## What you have to do:
Copy each line below in which the string "html" occurs.

## Dataset section:
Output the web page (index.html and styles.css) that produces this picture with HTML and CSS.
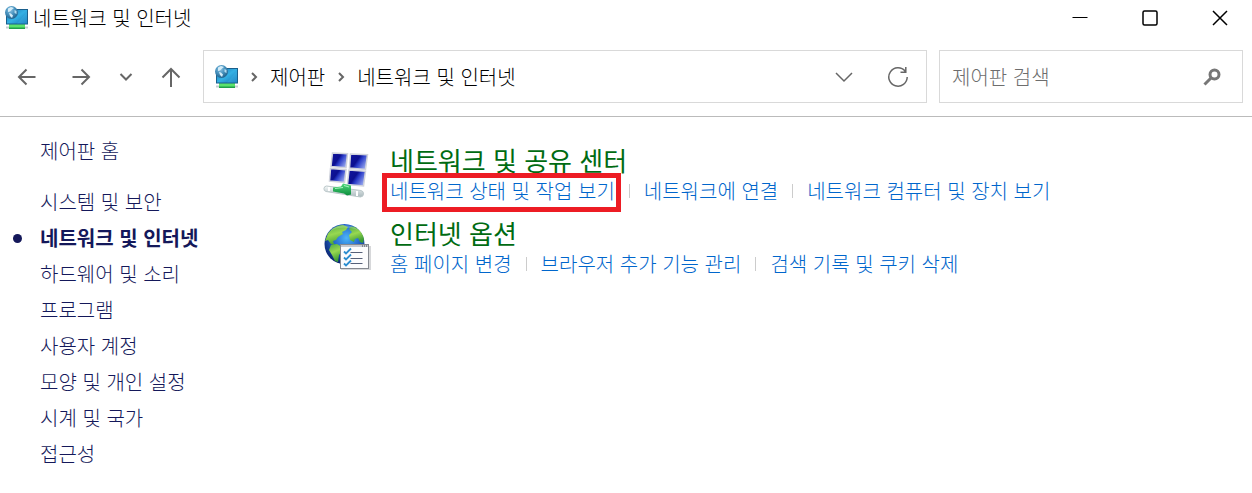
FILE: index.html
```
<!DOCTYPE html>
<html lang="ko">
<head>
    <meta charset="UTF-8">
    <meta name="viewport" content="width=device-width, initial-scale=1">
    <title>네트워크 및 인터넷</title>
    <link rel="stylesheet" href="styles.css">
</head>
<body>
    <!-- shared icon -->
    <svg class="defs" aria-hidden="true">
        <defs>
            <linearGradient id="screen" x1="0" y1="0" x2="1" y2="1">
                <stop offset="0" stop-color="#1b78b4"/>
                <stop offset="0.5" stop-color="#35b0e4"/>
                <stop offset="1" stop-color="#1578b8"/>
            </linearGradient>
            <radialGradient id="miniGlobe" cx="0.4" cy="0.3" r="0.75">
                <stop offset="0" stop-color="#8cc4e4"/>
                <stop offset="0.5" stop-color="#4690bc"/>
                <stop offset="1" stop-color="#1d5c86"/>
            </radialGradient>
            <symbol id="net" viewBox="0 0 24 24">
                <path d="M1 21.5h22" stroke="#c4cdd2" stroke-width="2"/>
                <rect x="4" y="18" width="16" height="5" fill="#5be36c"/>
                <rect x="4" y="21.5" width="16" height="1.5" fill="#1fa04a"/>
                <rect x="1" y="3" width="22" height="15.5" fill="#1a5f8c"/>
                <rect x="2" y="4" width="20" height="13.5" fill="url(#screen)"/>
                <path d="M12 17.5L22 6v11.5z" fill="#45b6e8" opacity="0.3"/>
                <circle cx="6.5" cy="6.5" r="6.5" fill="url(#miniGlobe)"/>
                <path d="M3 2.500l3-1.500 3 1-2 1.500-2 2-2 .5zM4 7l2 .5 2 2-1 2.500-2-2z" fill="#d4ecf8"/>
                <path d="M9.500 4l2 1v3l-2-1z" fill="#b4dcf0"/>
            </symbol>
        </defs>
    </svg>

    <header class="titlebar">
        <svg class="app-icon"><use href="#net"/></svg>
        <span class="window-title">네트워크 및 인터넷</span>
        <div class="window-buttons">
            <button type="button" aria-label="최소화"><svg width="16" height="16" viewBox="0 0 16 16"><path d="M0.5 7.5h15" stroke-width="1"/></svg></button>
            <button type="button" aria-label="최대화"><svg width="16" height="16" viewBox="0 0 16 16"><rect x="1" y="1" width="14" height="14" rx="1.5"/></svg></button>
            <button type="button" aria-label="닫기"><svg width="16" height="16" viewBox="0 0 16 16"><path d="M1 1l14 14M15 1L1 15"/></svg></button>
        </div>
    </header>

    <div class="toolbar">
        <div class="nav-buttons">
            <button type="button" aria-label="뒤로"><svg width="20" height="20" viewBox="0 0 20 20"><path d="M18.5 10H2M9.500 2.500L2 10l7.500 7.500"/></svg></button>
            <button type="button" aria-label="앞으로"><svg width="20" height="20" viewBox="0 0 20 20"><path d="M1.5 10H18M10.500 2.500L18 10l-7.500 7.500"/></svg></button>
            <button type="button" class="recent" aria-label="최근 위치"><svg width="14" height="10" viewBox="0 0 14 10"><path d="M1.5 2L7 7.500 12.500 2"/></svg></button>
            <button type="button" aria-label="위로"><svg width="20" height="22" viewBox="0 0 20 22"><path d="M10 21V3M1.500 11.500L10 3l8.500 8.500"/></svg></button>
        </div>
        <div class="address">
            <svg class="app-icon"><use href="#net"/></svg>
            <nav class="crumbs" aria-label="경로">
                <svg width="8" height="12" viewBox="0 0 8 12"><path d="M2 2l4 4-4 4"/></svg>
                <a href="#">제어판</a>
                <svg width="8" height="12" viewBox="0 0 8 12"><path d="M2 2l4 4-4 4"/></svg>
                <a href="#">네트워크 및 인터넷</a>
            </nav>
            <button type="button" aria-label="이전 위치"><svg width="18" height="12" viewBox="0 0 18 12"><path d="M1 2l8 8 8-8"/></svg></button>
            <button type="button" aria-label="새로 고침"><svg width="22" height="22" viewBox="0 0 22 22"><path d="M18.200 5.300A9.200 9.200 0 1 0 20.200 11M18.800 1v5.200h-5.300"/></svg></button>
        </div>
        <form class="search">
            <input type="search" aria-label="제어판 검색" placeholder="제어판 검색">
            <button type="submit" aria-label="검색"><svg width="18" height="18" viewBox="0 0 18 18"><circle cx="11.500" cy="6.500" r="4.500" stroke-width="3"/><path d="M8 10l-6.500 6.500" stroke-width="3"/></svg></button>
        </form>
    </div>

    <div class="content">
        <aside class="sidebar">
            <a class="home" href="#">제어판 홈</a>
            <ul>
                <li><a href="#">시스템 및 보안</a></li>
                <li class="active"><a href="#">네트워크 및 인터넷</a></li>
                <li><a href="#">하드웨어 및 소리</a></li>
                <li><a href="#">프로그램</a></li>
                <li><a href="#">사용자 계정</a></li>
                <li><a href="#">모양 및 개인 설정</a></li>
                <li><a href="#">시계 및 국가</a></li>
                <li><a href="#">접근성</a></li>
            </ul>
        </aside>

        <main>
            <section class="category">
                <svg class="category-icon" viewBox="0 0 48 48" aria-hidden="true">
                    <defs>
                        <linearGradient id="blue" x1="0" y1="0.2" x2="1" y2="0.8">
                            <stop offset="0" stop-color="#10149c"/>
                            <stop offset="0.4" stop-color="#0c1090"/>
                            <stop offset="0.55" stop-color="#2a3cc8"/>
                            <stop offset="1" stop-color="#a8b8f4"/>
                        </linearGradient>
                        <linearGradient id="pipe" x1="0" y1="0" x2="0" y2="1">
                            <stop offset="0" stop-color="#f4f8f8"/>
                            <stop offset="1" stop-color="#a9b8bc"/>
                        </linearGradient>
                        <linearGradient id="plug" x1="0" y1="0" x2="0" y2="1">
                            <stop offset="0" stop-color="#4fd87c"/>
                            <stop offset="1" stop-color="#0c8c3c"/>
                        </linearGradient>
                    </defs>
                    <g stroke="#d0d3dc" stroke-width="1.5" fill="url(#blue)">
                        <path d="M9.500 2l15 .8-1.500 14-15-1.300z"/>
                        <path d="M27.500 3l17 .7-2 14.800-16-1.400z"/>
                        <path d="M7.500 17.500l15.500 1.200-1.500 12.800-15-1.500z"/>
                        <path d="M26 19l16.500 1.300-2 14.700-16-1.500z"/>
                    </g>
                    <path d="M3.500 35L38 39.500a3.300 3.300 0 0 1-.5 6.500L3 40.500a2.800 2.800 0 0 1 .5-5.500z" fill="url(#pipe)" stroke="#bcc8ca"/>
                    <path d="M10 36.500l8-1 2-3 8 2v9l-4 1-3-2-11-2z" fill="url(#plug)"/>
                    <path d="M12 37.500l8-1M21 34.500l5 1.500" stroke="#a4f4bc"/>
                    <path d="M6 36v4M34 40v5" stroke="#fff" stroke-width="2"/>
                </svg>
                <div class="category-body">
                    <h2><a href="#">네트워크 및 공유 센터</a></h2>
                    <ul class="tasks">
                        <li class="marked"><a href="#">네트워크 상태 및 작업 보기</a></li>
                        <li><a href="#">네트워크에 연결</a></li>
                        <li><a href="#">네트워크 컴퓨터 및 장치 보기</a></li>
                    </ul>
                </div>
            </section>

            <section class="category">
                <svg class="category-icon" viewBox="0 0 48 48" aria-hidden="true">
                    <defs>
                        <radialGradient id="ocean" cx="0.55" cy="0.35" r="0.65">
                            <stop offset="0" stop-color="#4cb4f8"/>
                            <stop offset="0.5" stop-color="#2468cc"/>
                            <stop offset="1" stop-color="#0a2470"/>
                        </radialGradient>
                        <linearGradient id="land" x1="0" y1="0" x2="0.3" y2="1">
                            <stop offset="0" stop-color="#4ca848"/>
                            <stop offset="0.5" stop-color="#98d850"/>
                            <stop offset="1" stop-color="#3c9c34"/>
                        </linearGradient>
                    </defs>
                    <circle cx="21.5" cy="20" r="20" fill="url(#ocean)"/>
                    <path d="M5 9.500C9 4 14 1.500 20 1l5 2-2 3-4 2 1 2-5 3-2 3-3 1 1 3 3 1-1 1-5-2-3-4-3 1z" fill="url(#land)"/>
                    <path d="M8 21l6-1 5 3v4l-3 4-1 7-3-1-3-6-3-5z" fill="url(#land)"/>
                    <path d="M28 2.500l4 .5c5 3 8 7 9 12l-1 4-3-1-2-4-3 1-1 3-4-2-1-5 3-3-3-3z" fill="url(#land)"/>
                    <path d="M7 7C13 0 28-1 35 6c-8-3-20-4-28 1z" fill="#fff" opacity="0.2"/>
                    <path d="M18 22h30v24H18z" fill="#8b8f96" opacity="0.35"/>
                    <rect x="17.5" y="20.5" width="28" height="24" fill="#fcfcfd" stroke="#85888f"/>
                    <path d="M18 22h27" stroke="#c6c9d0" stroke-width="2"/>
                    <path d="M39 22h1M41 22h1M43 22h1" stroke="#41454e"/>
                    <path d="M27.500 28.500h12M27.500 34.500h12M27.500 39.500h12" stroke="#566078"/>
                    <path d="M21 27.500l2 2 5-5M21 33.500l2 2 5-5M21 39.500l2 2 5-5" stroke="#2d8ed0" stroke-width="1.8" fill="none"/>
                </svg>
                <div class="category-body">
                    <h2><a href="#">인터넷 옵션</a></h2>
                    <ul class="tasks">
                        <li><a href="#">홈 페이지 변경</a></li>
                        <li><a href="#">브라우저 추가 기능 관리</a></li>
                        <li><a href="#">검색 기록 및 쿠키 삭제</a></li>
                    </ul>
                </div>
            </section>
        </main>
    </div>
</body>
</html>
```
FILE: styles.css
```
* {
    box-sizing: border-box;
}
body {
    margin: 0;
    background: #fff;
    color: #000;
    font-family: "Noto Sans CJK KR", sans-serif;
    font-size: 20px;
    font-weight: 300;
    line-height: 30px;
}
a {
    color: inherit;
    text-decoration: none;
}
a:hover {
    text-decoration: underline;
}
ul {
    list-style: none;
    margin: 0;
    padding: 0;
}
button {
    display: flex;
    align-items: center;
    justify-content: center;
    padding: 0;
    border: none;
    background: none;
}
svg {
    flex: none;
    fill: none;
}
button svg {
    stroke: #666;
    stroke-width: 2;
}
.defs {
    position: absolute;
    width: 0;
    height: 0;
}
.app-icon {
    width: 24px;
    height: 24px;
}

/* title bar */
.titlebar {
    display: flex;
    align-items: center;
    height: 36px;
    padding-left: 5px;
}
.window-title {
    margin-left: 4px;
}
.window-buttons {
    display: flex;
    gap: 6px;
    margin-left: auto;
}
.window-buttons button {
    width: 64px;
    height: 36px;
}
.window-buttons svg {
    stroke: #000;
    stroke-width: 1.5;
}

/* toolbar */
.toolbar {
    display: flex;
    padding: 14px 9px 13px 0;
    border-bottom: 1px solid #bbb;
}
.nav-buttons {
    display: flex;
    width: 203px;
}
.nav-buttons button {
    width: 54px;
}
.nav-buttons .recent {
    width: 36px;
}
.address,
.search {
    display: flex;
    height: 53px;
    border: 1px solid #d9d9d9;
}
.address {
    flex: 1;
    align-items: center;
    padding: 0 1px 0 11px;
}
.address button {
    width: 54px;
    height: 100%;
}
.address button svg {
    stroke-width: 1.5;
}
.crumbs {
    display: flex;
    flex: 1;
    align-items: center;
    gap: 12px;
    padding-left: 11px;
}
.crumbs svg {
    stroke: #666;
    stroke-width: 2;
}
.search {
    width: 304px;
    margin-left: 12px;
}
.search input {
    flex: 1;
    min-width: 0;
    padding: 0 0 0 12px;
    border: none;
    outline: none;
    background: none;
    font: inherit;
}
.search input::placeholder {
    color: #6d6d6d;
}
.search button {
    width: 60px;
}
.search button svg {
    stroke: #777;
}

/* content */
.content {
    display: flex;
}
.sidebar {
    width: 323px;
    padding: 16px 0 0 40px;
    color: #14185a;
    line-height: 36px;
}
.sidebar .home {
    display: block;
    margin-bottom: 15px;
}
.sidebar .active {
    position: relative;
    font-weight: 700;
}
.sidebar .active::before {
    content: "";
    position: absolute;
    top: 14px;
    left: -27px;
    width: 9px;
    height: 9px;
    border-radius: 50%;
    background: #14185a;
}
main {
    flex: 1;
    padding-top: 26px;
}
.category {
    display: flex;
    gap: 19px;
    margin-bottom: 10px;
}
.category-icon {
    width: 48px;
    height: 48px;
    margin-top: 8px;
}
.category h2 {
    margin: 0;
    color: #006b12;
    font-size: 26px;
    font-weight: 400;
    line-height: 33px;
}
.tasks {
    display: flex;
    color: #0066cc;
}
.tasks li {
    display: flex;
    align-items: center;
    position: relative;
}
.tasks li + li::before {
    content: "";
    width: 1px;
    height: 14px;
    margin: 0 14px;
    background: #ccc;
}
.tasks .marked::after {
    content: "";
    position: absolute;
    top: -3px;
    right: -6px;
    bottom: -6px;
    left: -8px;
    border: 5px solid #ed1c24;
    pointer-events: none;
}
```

## Completed task:
Output the web page (index.html and styles.css) that produces this picture with HTML and CSS.
FILE: index.html
<!DOCTYPE html>
<html lang="ko">
</html>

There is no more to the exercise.